Should you be worried about aquarium chemicals?

Yes, there are some potential hazards associated with using fish tank water that has been treated with chemical products. This is especially a concern if using the water on edible plants.

Most hobbyists dose their fish tanks with at least one chemical. Most often, this is a dechlorinator that removes chlorine and chloramine to make water safe for fish, but can also include medications. However, most of these chemicals are not food-grade and cannot be ingested safely for certain. Some fish keepers use alternatives, like ascorbic acid, as a dechlorinator, but this takes some special measuring.

One product you might not consider a threat to plants is aquarium salt. Most plants cannot physiologically process salt and may start to die as a result. You should never use saltwater for a garden if you keep a marine tank.

If the tank has been medicated in the past is is currently being medicated, you should also not use the water on your garden.

In general, you should avoid using chemically treated fish tank water on plants you intend to eat.

Does pH matter?

So far, we have not discussed pH. Freshwater aquariums typically have a neutral pH of around 7.0, but some blackwater or cichlid tanks might have well above or below that. Most plants thrive in the neutral zone, though some species prefer acidic or basic conditions respectively.

Another important parameter to consider is alkalinity, or the ability of water to buffer changes in pH. This parameter is rarely discussed in freshwater aquariums, with general hardness being a bigger concern. However, a high alkalinity can also impede plant growth and start to affect the effectiveness of pesticides and other enhancers.


If you’re serious about using your fish tank’s water to facilitate your plant growth, you might be interested in the greater field of aquaponics.

This takes growing plants with fish tank water to a whole other level. Simply put, aquaponics is sustainable farming using a closed-loop system that is dependent on the nitrogen cycle: fish create waste and the plants uptake the nutrients. Plants are grown directly in the water for easy nutrient uptake without the need for soil.

Some plants that can be grown in these systems include lettuce, tomatoes, peppers, and herbs.


Can I use fish tank water to water my plants?

Yes! Freshwater fish tank water is a great source of nutrients required for healthy plant growth, like nitrates. However, too much watering with aquarium water can overload your plants with nutrients, which can also be detrimental.

Is aquarium water conditioner good for plants?

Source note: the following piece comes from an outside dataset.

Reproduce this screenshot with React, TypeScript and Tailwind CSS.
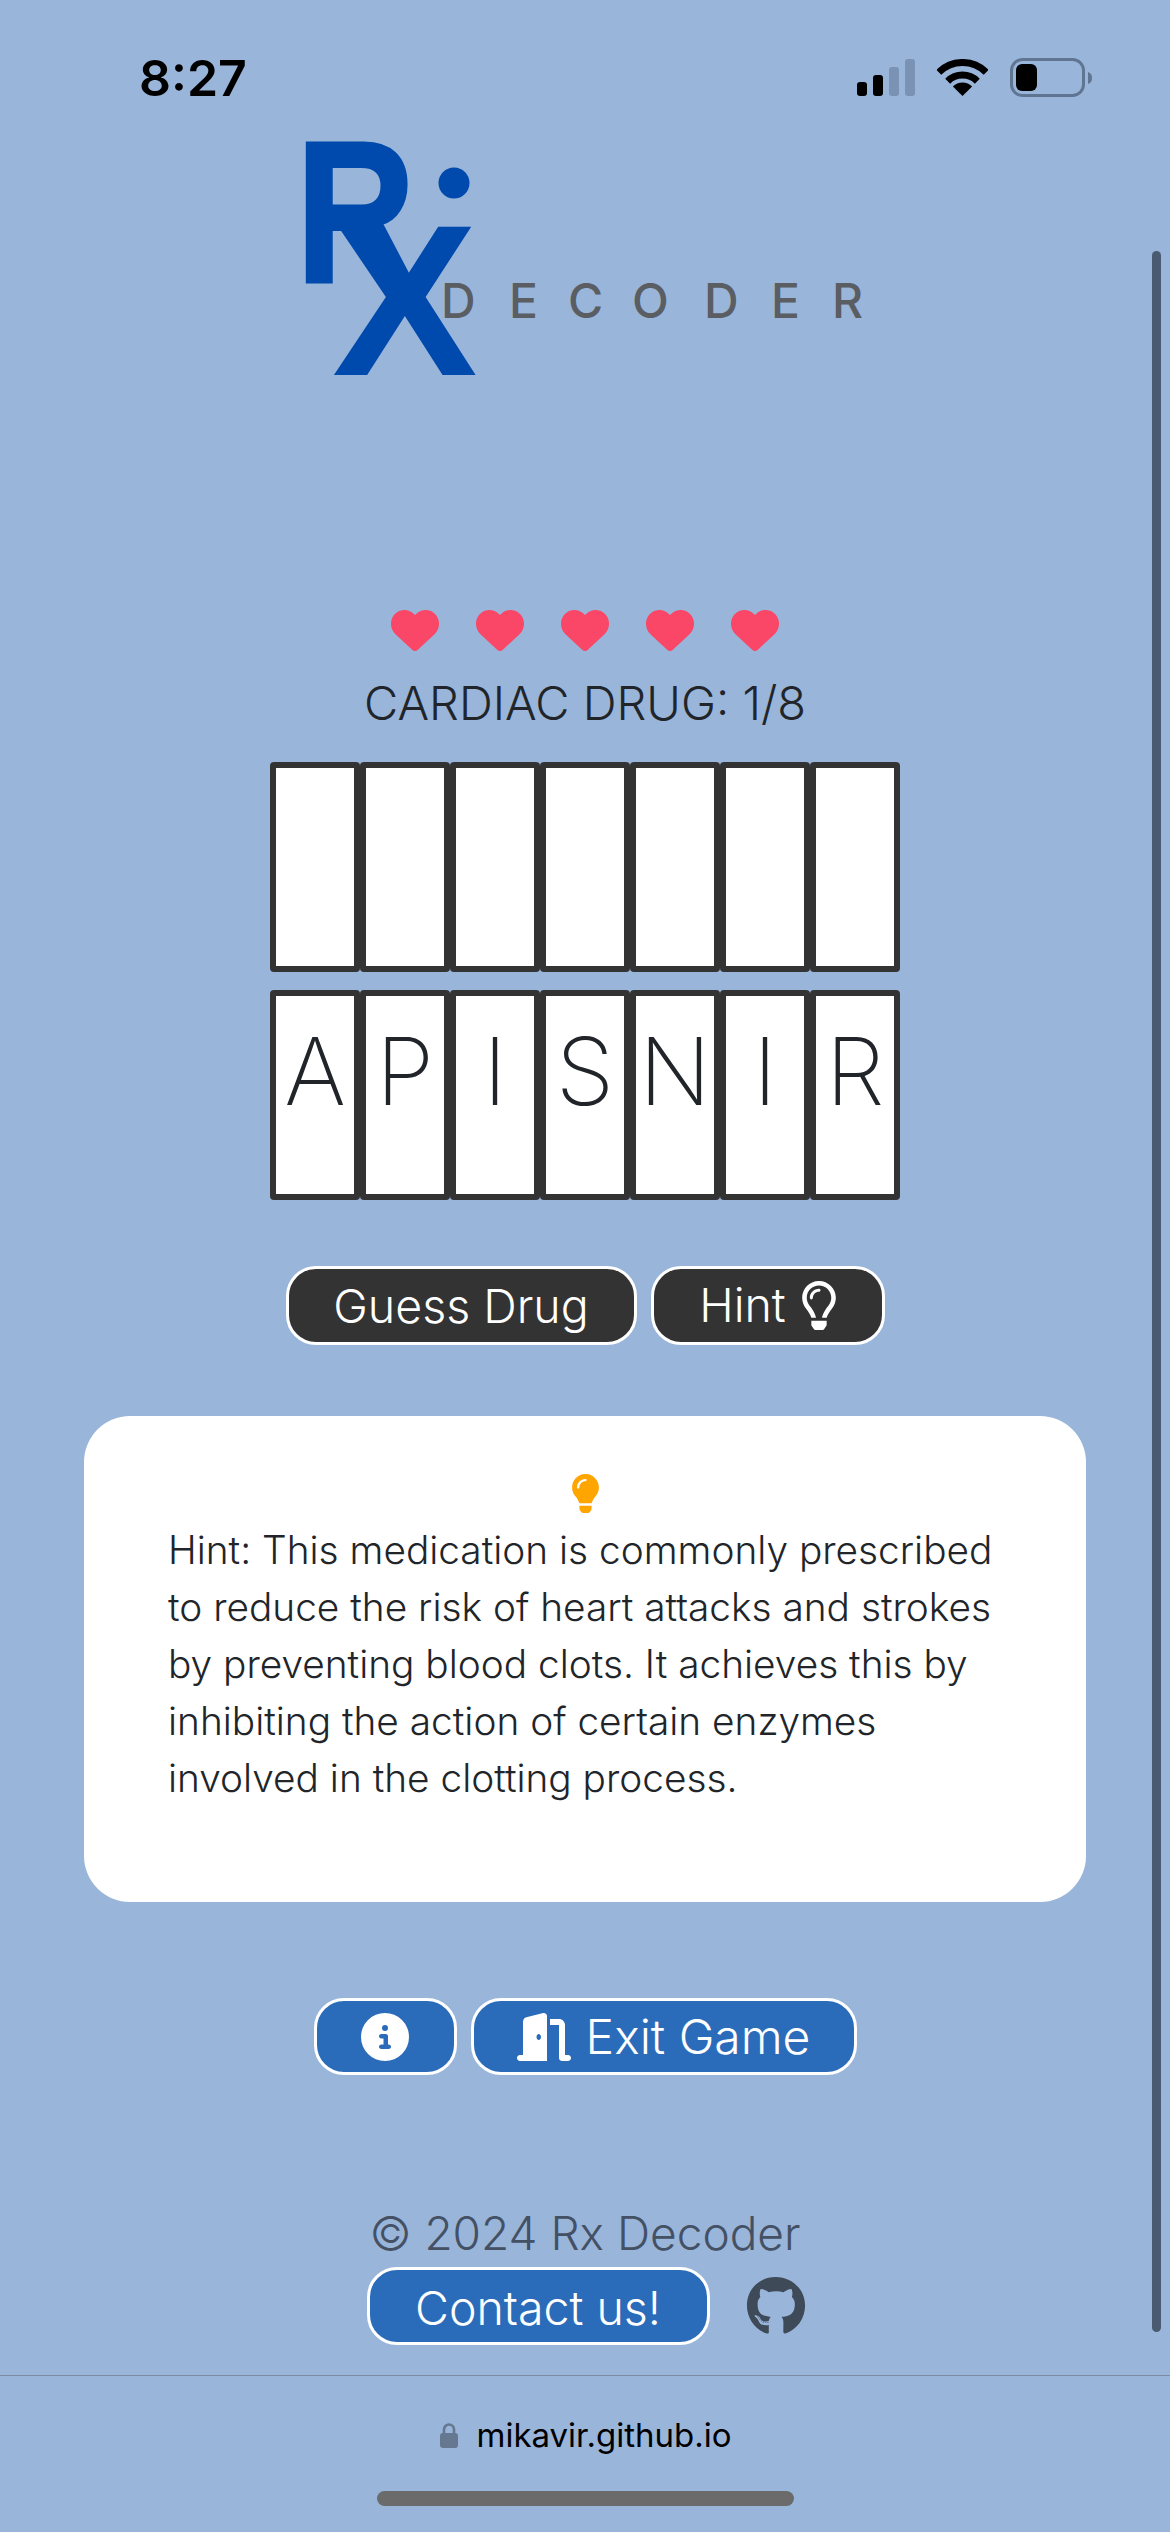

If you’re planning on eating the foods you’re growing, you should not use chemically treated fish tank water. This is because these chemicals have not been evaluated for consumption. Instead, alternatives, like ascorbic acid, could be used to neutralize chlorine for fish.

Is fish tank water good for gardens?

Yes, you can use fish tank water on indoor and outdoor plants. Make sure to avoid plants that you will eat as aquarium water is often treated with various chemicals, like dechlorinator.


If you love aquariums and gardening, then there are many reasons to start using your tank water to feed your plants! Aquarium water is packed with important nutrients, like nitrate, that can fertilize your plants as needed. Avoid using water that has been chemically treated on edible plants, but save your water change leftovers for later use.